The country is quite well prepared for food protection, as it results from the existing European and also Slovak legislation, where the flood directive of the European Community [15] and the Flood Act [16] are applied.

The Ministry of Environment of the Slovak Republic worked out the document: Strategy and adaptation on unfavourable climate change impacts. At present, the revision of the document is going on. The reason was in not satisfactorily addressing the drought issue.

Another document addressing the drought issue is the Action plan on drought impact mitigation measures which was prepared at the Ministry of Environment of the Slovak Republic by the group of experts in the second half of the year 2017. Nowadays the process of its discussion is going on at the level of the applicable ministries. The action plan should be prepared for the approval by the Slovak government in the near future.

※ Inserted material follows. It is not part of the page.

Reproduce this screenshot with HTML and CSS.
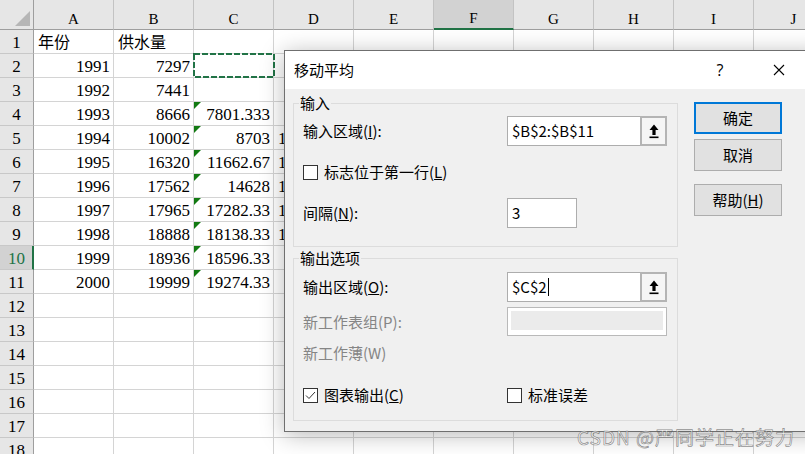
FILE: index.html
```html
<!DOCTYPE html>
<html lang="zh">
<head>
<meta charset="utf-8">
<title>移动平均</title>
<link rel="stylesheet" href="styles.css">
</head>
<body>
<div class="sheet">
  <div class="row hdr">
    <div class="rh corner"><span class="ctri"></span></div>
    <div class="ch">A</div><div class="ch">B</div><div class="ch">C</div><div class="ch">D</div><div class="ch">E</div>
    <div class="ch sel">F</div><div class="ch">G</div><div class="ch">H</div><div class="ch">I</div><div class="ch">J</div>
  </div>
  <div class="row"><div class="rh">1</div><div class="c cjk">年份</div><div class="c cjk">供水量</div><div class="c"></div><div class="c"></div><div class="c"></div><div class="c"></div><div class="c"></div><div class="c"></div><div class="c"></div><div class="c"></div></div>
  <div class="row"><div class="rh">2</div><div class="c n">1991</div><div class="c n">7297</div><div class="c"><svg class="ants" viewBox="0 0 82 25"><rect x="1" y="1" width="80" height="23" fill="none" stroke="#217346" stroke-width="2" stroke-dasharray="6 2"/></svg></div><div class="c"></div><div class="c"></div><div class="c"></div><div class="c"></div><div class="c"></div><div class="c"></div><div class="c"></div></div>
  <div class="row"><div class="rh">3</div><div class="c n">1992</div><div class="c n">7441</div><div class="c"></div><div class="c"></div><div class="c"></div><div class="c"></div><div class="c"></div><div class="c"></div><div class="c"></div><div class="c"></div></div>
  <div class="row"><div class="rh">4</div><div class="c n">1993</div><div class="c n">8666</div><div class="c n tri">7801.333</div><div class="c"></div><div class="c"></div><div class="c"></div><div class="c"></div><div class="c"></div><div class="c"></div><div class="c"></div></div>
  <div class="row"><div class="rh">5</div><div class="c n">1994</div><div class="c n">10002</div><div class="c n tri">8703</div><div class="c">1</div><div class="c"></div><div class="c"></div><div class="c"></div><div class="c"></div><div class="c"></div><div class="c"></div></div>
  <div class="row"><div class="rh">6</div><div class="c n">1995</div><div class="c n">16320</div><div class="c n tri">11662.67</div><div class="c">1</div><div class="c"></div><div class="c"></div><div class="c"></div><div class="c"></div><div class="c"></div><div class="c"></div></div>
  <div class="row"><div class="rh">7</div><div class="c n">1996</div><div class="c n">17562</div><div class="c n tri">14628</div><div class="c">1</div><div class="c"></div><div class="c"></div><div class="c"></div><div class="c"></div><div class="c"></div><div class="c"></div></div>
  <div class="row"><div class="rh">8</div><div class="c n">1997</div><div class="c n">17965</div><div class="c n tri">17282.33</div><div class="c">1</div><div class="c"></div><div class="c"></div><div class="c"></div><div class="c"></div><div class="c"></div><div class="c"></div></div>
  <div class="row"><div class="rh">9</div><div class="c n">1998</div><div class="c n">18888</div><div class="c n tri">18138.33</div><div class="c">1</div><div class="c"></div><div class="c"></div><div class="c"></div><div class="c"></div><div class="c"></div><div class="c"></div></div>
  <div class="row"><div class="rh sel">10</div><div class="c n">1999</div><div class="c n">18936</div><div class="c n tri">18596.33</div><div class="c"></div><div class="c"></div><div class="c"></div><div class="c"></div><div class="c"></div><div class="c"></div><div class="c"></div></div>
  <div class="row"><div class="rh">11</div><div class="c n">2000</div><div class="c n">19999</div><div class="c n tri">19274.33</div><div class="c"></div><div class="c"></div><div class="c"></div><div class="c"></div><div class="c"></div><div class="c"></div><div class="c"></div></div>
  <div class="row"><div class="rh">12</div><div class="c"></div><div class="c"></div><div class="c"></div><div class="c"></div><div class="c"></div><div class="c"></div><div class="c"></div><div class="c"></div><div class="c"></div><div class="c"></div></div>
  <div class="row"><div class="rh">13</div><div class="c"></div><div class="c"></div><div class="c"></div><div class="c"></div><div class="c"></div><div class="c"></div><div class="c"></div><div class="c"></div><div class="c"></div><div class="c"></div></div>
  <div class="row"><div class="rh">14</div><div class="c"></div><div class="c"></div><div class="c"></div><div class="c"></div><div class="c"></div><div class="c"></div><div class="c"></div><div class="c"></div><div class="c"></div><div class="c"></div></div>
  <div class="row"><div class="rh">15</div><div class="c"></div><div class="c"></div><div class="c"></div><div class="c"></div><div class="c"></div><div class="c"></div><div class="c"></div><div class="c"></div><div class="c"></div><div class="c"></div></div>
  <div class="row"><div class="rh">16</div><div class="c"></div><div class="c"></div><div class="c"></div><div class="c"></div><div class="c"></div><div class="c"></div><div class="c"></div><div class="c"></div><div class="c"></div><div class="c"></div></div>
  <div class="row"><div class="rh">17</div><div class="c"></div><div class="c"></div><div class="c"></div><div class="c"></div><div class="c"></div><div class="c"></div><div class="c"></div><div class="c"></div><div class="c"></div><div class="c"></div></div>
  <div class="row"><div class="rh">18</div><div class="c"></div><div class="c"></div><div class="c"></div><div class="c"></div><div class="c"></div><div class="c"></div><div class="c"></div><div class="c"></div><div class="c"></div><div class="c"></div></div>
</div>

<div class="dlg">
  <div class="tbar">
    <span class="title">移动平均</span>
    <span class="help">?</span>
    <span class="close"><svg width="12" height="12" viewBox="0 0 12 12"><path d="M1 1 L11 11 M11 1 L1 11" stroke="#000" stroke-width="1.1" fill="none"/></svg></span>
  </div>
  <div class="dbody">
    <div class="groups">
      <div class="grp g1">
        <div class="legend">输入</div>
        <div class="frow r1"><span class="lbl">输入区域(<u>I</u>):</span><div class="ref"><span class="val">$B$2:$B$11</span><span class="rbtn"><svg width="10" height="15" viewBox="0 0 10 15"><path d="M5 0.5 L9.5 6 L6.6 6 L6.6 11 L3.4 11 L3.4 6 L0.5 6 Z" fill="#000"/><rect x="0.5" y="12.5" width="9" height="1.6" fill="#000"/></svg></span></div></div>
        <div class="frow r2"><span class="chk"><span class="box"></span>标志位于第一行(<u>L</u>)</span></div>
        <div class="frow r3"><span class="lbl">间隔(<u>N</u>):</span><div class="txt">3</div></div>
      </div>
      <div class="grp g2">
        <div class="legend">输出选项</div>
        <div class="frow r1"><span class="lbl">输出区域(<u>O</u>):</span><div class="ref"><span class="val">$C$2<span class="caret"></span></span><span class="rbtn"><svg width="10" height="15" viewBox="0 0 10 15"><path d="M5 0.5 L9.5 6 L6.6 6 L6.6 11 L3.4 11 L3.4 6 L0.5 6 Z" fill="#000"/><rect x="0.5" y="12.5" width="9" height="1.6" fill="#000"/></svg></span></div></div>
        <div class="frow r2"><span class="lbl gray">新工作表组(P):</span><div class="dis"><span></span></div></div>
        <div class="frow r3"><span class="lbl gray">新工作薄(W)</span></div>
        <div class="frow r4">
          <span class="chk lbl"><span class="box on"><svg width="13" height="13" viewBox="0 0 13 13"><path d="M2 6.5 L5 9.5 L11 3" stroke="#333" stroke-width="1" fill="none"/></svg></span>图表输出(<u>C</u>)</span>
          <span class="chk"><span class="box"></span>标准误差</span>
        </div>
      </div>
    </div>
    <div class="btns">
      <div class="btn def">确定</div>
      <div class="btn">取消</div>
      <div class="btn h">帮助(<u>H</u>)</div>
    </div>
  </div>
</div>

<div class="wm">CSDN @严同学正在努力</div>
</body>
</html>
```

FILE: styles.css
```css
html, body {
  margin: 0;
  padding: 0;
  overflow: hidden;
  background: #fff;
}
body {
  position: relative;
  width: 805px;
  height: 454px;
}

/* ---------- spreadsheet ---------- */
.sheet {
  font-family: "Liberation Serif", serif;
  font-size: 17px;
  color: #000;
  width: 840px;
}
.row {
  display: flex;
  height: 24px;
}
.row.hdr { height: 30px; }

.rh {
  flex: none;
  width: 34px;
  box-sizing: border-box;
  border-right: 1px solid #9e9e9e;
  border-bottom: 1px solid #c8c8c8;
  background: #e6e6e6;
  display: flex;
  align-items: flex-end;
  justify-content: center;
  line-height: 20px;
}
.rh.sel {
  background: #d2d2d2;
  border-right: 2px solid #217346;
  color: #217346;
  padding-left: 1px;
}
.rh.corner {
  border-bottom: 1px solid #9e9e9e;
  justify-content: flex-end;
  padding: 0 3px 3px 0;
}
.ctri {
  width: 0;
  height: 0;
  border-left: 15px solid transparent;
  border-bottom: 15px solid #b6b6b6;
}
.ch {
  flex: none;
  width: 80px;
  box-sizing: border-box;
  background: #e6e6e6;
  border-right: 1px solid #c3c3c3;
  border-bottom: 1px solid #9e9e9e;
  display: flex;
  align-items: flex-end;
  justify-content: center;
  font-size: 15px;
  line-height: 20px;
}
.ch.sel {
  background: #d2d2d2;
  border-bottom: 2px solid #217346;
  line-height: 19px;
}

.c {
  flex: none;
  width: 80px;
  box-sizing: border-box;
  border-right: 1px solid #d4d4d4;
  border-bottom: 1px solid #d4d4d4;
  position: relative;
  display: flex;
  align-items: flex-end;
  line-height: 20px;
  padding: 0 3px 0 4px;
  white-space: nowrap;
}
.c.n { justify-content: flex-end; }
.c.cjk {
  font-family: "Noto Sans CJK SC", sans-serif;
  font-size: 16px;
  line-height: 23px;
  align-items: center;
}
.c.tri::before {
  content: "";
  position: absolute;
  left: 0;
  top: 0;
  border-top: 7px solid #127a12;
  border-right: 7px solid transparent;
}
.ants {
  position: absolute;
  left: -1px;
  top: -1px;
  width: 82px;
  height: 25px;
}

/* ---------- dialog ---------- */
.dlg {
  position: absolute;
  left: 284px;
  top: 50px;
  width: 540px;
  height: 382px;
  box-sizing: border-box;
  border: 1px solid #6f6f6f;
  background: #f0f0f0;
  box-shadow: 0 3px 22px rgba(0, 0, 0, 0.28);
  font-family: "Noto Sans CJK SC", sans-serif;
  font-size: 15px;
  color: #000;
}
.tbar {
  height: 38px;
  background: #fff;
  display: flex;
  align-items: center;
  padding-left: 9px;
  line-height: 20px;
}
.title { flex: 1; }
.help {
  width: 46px;
  text-align: center;
  margin-right: 13px;
  font-family: "Open Sans", sans-serif;
  font-size: 16px;
}
.close {
  width: 46px;
  margin-right: 21px;
  display: flex;
  justify-content: center;
}

.dbody {
  display: flex;
  padding: 13px 0 0 8px;
}
.groups {
  width: 385px;
  margin-top: 1px;
  flex: none;
}
.grp {
  box-sizing: border-box;
  border: 1px solid #dcdcdc;
  padding: 0 9px;
}
.g1 { height: 144px; }
.g2 { height: 163px; margin-top: 11px; }
.legend {
  height: 20px;
  line-height: 20px;
  margin: -11px 0 0 -4px;
  padding: 0 1px;
  background: #f0f0f0;
  width: fit-content;
}
.frow {
  display: flex;
  align-items: center;
  line-height: 20px;
}
.g1 .r1 { margin-top: 3px; height: 30px; }
.g1 .r2 { height: 52px; }
.g1 .r3 { height: 30px; }
.g2 .r1 { margin-top: 4px; height: 30px; }
.g2 .r2 { margin-top: 5px; height: 29px; }
.g2 .r3 { height: 33px; }
.g2 .r4 { margin-top: 11px; height: 30px; }

.lbl {
  width: 204px;
  flex: none;
  white-space: nowrap;
}
.gray { color: #858585; }

.ref {
  width: 160px;
  height: 30px;
  box-sizing: border-box;
  border: 1px solid #adadad;
  background: #fff;
  display: flex;
}
.ref .val {
  flex: 1;
  padding-left: 4px;
  line-height: 28px;
  display: flex;
  align-items: center;
}
.caret {
  display: inline-block;
  width: 1px;
  height: 18px;
  background: #000;
  margin-left: 1px;
}
.rbtn {
  width: 27px;
  margin: -1px -1px -1px 0;
  box-sizing: border-box;
  border: 2px solid #b4b4b4;
  background: #f5f5f5;
  display: flex;
  align-items: center;
  justify-content: center;
}
.txt {
  width: 70px;
  height: 30px;
  box-sizing: border-box;
  border: 1px solid #adadad;
  background: #fff;
  padding-left: 4px;
  line-height: 28px;
}
.dis {
  width: 160px;
  height: 29px;
  box-sizing: border-box;
  border: 1px solid #b9b9b9;
  background: #fff;
  padding: 3px 3px 5px 3px;
}
.dis span {
  display: block;
  height: 100%;
  background: #ebebeb;
}

.chk {
  display: flex;
  align-items: center;
}
.box {
  width: 15px;
  height: 15px;
  flex: none;
  box-sizing: border-box;
  border: 1px solid #333;
  background: #fff;
  margin-right: 6px;
  display: flex;
  align-items: center;
  justify-content: center;
}

.btns {
  margin-left: 16px;
  width: 88px;
  display: flex;
  flex-direction: column;
  flex: none;
}
.btn {
  height: 32px;
  box-sizing: border-box;
  border: 1px solid #adadad;
  background: #e1e1e1;
  display: flex;
  align-items: center;
  justify-content: center;
  line-height: 20px;
}
.btn.def { border: 2px solid #0078d7; }
.btn + .btn { margin-top: 5px; }
.btn.h { margin-top: 13px; }

/* ---------- watermark ---------- */
.wm {
  position: absolute;
  right: 10px;
  bottom: 5px;
  font-family: "Noto Sans CJK SC", sans-serif;
  font-size: 19px;
  line-height: 24px;
  letter-spacing: 1px;
  color: rgba(255, 255, 255, 0.7);
  -webkit-text-stroke: 0.7px rgba(80, 80, 80, 0.65);
}
```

However, there is still no legislation on drought impact mitigation and protection existing within the Slovak legislative space. Therefore, after approval of the Action plan, the respective legislative measures should be prepared and approved in order to move from the crisis management, as documented by measures taken during the 2015 drought, to drought risk reduction policy. More attention should be paid to prepare the long-term prevention and mitigation measures in all involved economy sectors (water management, forestry, agriculture, social sectors and others). Development and implementation of drought management plans of Slovakia in the context of the EU Water Framework Directive are inevitable. The drought issue should be included also in the next revised version of the Water Plan of the Slovak Republic.